The important point here is to be aware of the allocation mix and to understand the glide path approach of the provider and make sure it fits into your overall financial and retirement planning strategy.

Cruising on autopilot is a good thing for many investors, especially 401k plan participants, but it never hurts to check the engine.








Numerous studies reveal at least 80 Percent of 401k or 403b plan participants just don’t care about the nuances of investing and portfolio management.  They have expressed that they don’t have the time and/or interest to create and monitor their own 401k portfolios – they just want to know they are doing the right things and they will have enough money when they are older.

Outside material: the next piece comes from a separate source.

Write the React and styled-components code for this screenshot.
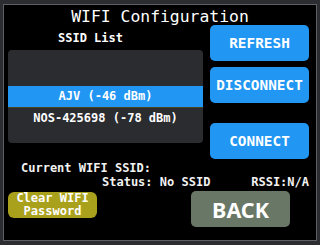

These folks need access to managed solutions – globally diversified between equities, fixed income and cash.  And they come in two flavors:

1) Risk Based:  under this approach your participants can choose a managed portfolio of funds and/or ETFs based on risk (Conservative, moderate, aggressive etc) and it’s up to the participants to move among the risk categories as their situation warrants.

2) Glide path :  Otherwise known as “target date”.  With this approach, the 401k participant simply picks the year they estimate will be closest to their retirement age, and that’s it!  A fund company will then manage a portfolio based on the time horizon and gradually adjust the risk mix to become more conservative as one moves to and through retirement years.

Of course some folks will want to do it themselves and adjust their portfolios which is why a plan sponsor also needs to offer “stand alone” investment choices.  But it should be known that for the majority of the participants  - who will rarely pay attention to the portfolio details – a managed choice is the way to go, which is why Cerulli associates projects that over 63% of all 401k contributions will go into target date funds by 2018.

So if you sponsor a qualified retirement plan or 401k, make sure to feature low cost managed account solutions – risk based and/or glide path – to provide the majority of your participants what they need to achieve long term financial security!